Saturday, September 15, 2012

Jean Pierre Melville Files: Army of Shadows

Originally released in 1969, Jean Pierre Melville's "Army of Shadows" really didn't come into acclaim until 2006 when Rialto pictures re-distributed it, crafting an arthouse success out of a sort-of long lost classic. Made in between Melville's string of hard nosed, French revisionist black and white noirs, perhaps "Army of Shadows" was doomed to a quiet existence because it didn't fit squarely into the great director's expected cinema lineage. Regardless of the reasons, Rialto's diligence and foresight in re-positioning "Army of Shadows" as the one Melville you had to see is a minor stroke of genius. It is a masterpiece, in every way.

Adapted from the memoirs of French Resistance fighter Joseph Kessel, "Army of Shadows" is a patient, brooding examination of the interior workings of one French Resistance cell. Based on actual people, I'm tempted to call "Army of Shadows" the best film about the Resistance, even though it comes relatively late in this spirited genre of films. Where a majority of the Resistance films deal with a certain person or action against the deadly German war machine, "Army of Shadows" shows us both the anxious and the mundane with events as diverse as the smuggling of a transmitter through a heavily guarded train station and a night time escort onto a submarine. The results- a free France- are the same, yet Melville gives both events the same heightened tension even though the submarine landing yields far less devastating consequences as the only threat present is an old French policeman, both related to the person running the Resistance mission and stating he's the only customs officer watching the entire beach for the Germans. Shifting through a series of near misses, captures, imprisonments, escapes, and cafe conversations, "Army of Shadows" reveals an entire universe of Resistance fighters and the fragile line between freedom and torture with pristine vision. Lino Ventura, as the "star" in the film in the loosest sense, plays Philippe Verbier, a man running the cell with clarity of purpose... stone faced and confident even when mounted against the fate of death by firing squad. Though so many Ventura films are unavailable on DVD and this praise is probably limited, but I think this is his best performance.
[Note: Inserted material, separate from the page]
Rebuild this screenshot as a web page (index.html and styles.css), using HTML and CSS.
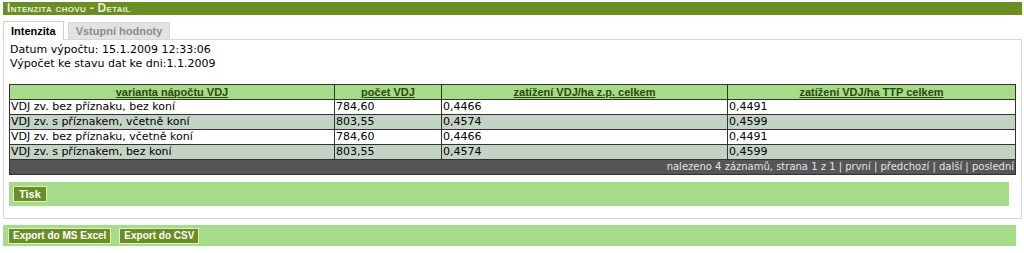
FILE: index.html
```html
<!DOCTYPE html>
<html lang="cs">
<head>
<meta charset="utf-8">
<title>Intenzita chovu - Detail</title>
<link rel="stylesheet" href="styles.css">
</head>
<body>
<div class="page">
  <div class="titlebar">Intenzita chovu - Detail</div>
  <div class="tabs">
    <div class="tab active">Intenzita</div>
    <div class="tab">Vstupní hodnoty</div>
  </div>
  <div class="panel">
    <div class="info">
      <div>Datum výpočtu: 15.1.2009 12:33:06</div>
      <div>Výpočet ke stavu dat ke dni:1.1.2009</div>
    </div>
    <table class="grid">
      <colgroup>
        <col class="c1"><col class="c2"><col class="c3"><col class="c4">
      </colgroup>
      <thead>
        <tr>
          <th><a href="#">varianta nápočtu VDJ</a></th>
          <th><a href="#">počet VDJ</a></th>
          <th><a href="#">zatížení VDJ/ha z.p. celkem</a></th>
          <th><a href="#">zatížení VDJ/ha TTP celkem</a></th>
        </tr>
      </thead>
      <tbody>
        <tr><td>VDJ zv. bez příznaku, bez koní</td><td>784,60</td><td>0,4466</td><td>0,4491</td></tr>
        <tr class="alt"><td>VDJ zv. s příznakem, včetně koní</td><td>803,55</td><td>0,4574</td><td>0,4599</td></tr>
        <tr><td>VDJ zv. bez příznaku, včetně koní</td><td>784,60</td><td>0,4466</td><td>0,4491</td></tr>
        <tr class="alt"><td>VDJ zv. s příznakem, bez koní</td><td>803,55</td><td>0,4574</td><td>0,4599</td></tr>
      </tbody>
      <tfoot>
        <tr><td colspan="4">nalezeno 4 záznamů, strana 1 z 1 | <a href="#">první</a> | <a href="#">předchozí</a> | <a href="#">další</a> | <a href="#">poslední</a></td></tr>
      </tfoot>
    </table>
    <div class="actionbar inner">
      <button class="btn btn-wide">Tisk</button>
    </div>
  </div>
  <div class="actionbar outer">
    <button class="btn">Export do MS Excel</button>
    <button class="btn">Export do CSV</button>
  </div>
</div>
</body>
</html>
```

FILE: styles.css
```css
html, body {
  margin: 0;
  padding: 0;
  background: #ffffff;
}
body {
  font-family: "DejaVu Sans", Verdana, sans-serif;
  font-size: 11px;
  color: #000;
}
.page {
  padding: 2px 2px 0 3px;
}
.titlebar {
  background: #6b8e23;
  color: #e6eed6;
  font-family: "Liberation Sans", Arial, sans-serif;
  font-weight: bold;
  font-variant: small-caps;
  font-size: 12px;
  letter-spacing: 0.3px;
  line-height: 13px;
  height: 13px;
  padding-left: 4px;
}
.tabs {
  display: flex;
  align-items: flex-end;
  gap: 4px;
  margin-top: 5px;
  height: 19px;
}
.tab {
  font-family: "Liberation Sans", Arial, sans-serif;
  font-weight: bold;
  font-size: 11px;
  line-height: 16px;
  height: 16px;
  padding: 0 7px;
  background: #e2e2e2;
  color: #8c8c8c;
  border: 1px solid #d8d8d8;
  border-bottom: none;
}
.tab.active {
  background: #fff;
  color: #000;
  height: 18px;
  line-height: 18px;
  border-color: #d0d0d0;
  position: relative;
  top: 1px;
}
.panel {
  border: 1px solid #d8d8d8;
  padding: 3px 5px 12px 5px;
}
.info {
  line-height: 14px;
  padding-left: 1px;
}
.grid {
  margin-top: 13px;
  width: 1006px;
  border-collapse: collapse;
  table-layout: fixed;
}
.c1 { width: 325px; }
.c2 { width: 107px; }
.c3 { width: 286px; }
.c4 { width: 288px; }
.grid th, .grid td {
  border: 1px solid #333;
  height: 14px;
  line-height: 14px;
  padding: 0 1px;
  white-space: nowrap;
  overflow: hidden;
}
.grid th {
  background: #a6db8a;
  text-align: center;
  font-family: "Liberation Sans", Arial, sans-serif;
}
.grid th a {
  color: #2c4a0c;
  font-weight: bold;
  text-decoration: underline;
}
.grid tbody tr { background: #fff; }
.grid tbody tr.alt { background: #c4d4c4; }
.grid tfoot td {
  background: #565656;
  color: #e4e4e4;
  text-align: right;
  font-size: 10px;
}
.grid tfoot a {
  color: #e4e4e4;
  text-decoration: none;
}
.actionbar {
  background: #a6db8a;
  display: flex;
  gap: 8px;
  align-items: center;
}
.actionbar.inner {
  margin-top: 7px;
  width: 996px;
  height: 24px;
  padding-left: 4px;
}
.actionbar.outer {
  margin-top: 6px;
  width: 1008px;
  height: 21px;
  padding-left: 5px;
}
.btn {
  font-family: "Liberation Sans", Arial, sans-serif;
  font-size: 10px;
  font-weight: bold;
  color: #fff;
  background: #6b8e23;
  border: 1px solid #dcefcc;
  padding: 0 4px;
  height: 16px;
  line-height: 14px;
  margin: 0;
  cursor: pointer;
}
.btn-wide {
  font-size: 11px;
  padding: 0 5px;
}
```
Also present in "Army of Shadows" (and most Resistance films) is the parlor of doom. Granted, Melville drapes a majority of his films in this, yet the tone is set from the opening scene as German soldiers march towards the camera next to the Arch de Triomph and central characters are picked up, tortured and executed with little warning. The film's central colors- drab blacks, deep browns and winter-time gray skies- also denote the seemingly insurmountable task the French Resistance fighters have against the German Army. But it's the procedural nature of the film and Melville's insistence on transferring a quiet thriller over the historical context that makes "Army of Shadows" such a breathless exercise. In the face of defeat, what shines through most deeply in Melville's film is determined resolve of human nature to fight for what belongs to us. Whether that's a smuggled transistor radio to hear BBC broadcasts or arranging for the violent escape of a fellow prisoner, "Army of Shadows" gives hefty weight and reverent reflection to both.


"Army of Shadows" is the first film in a series of posts looking at films that deal with the Resistance during World War 2.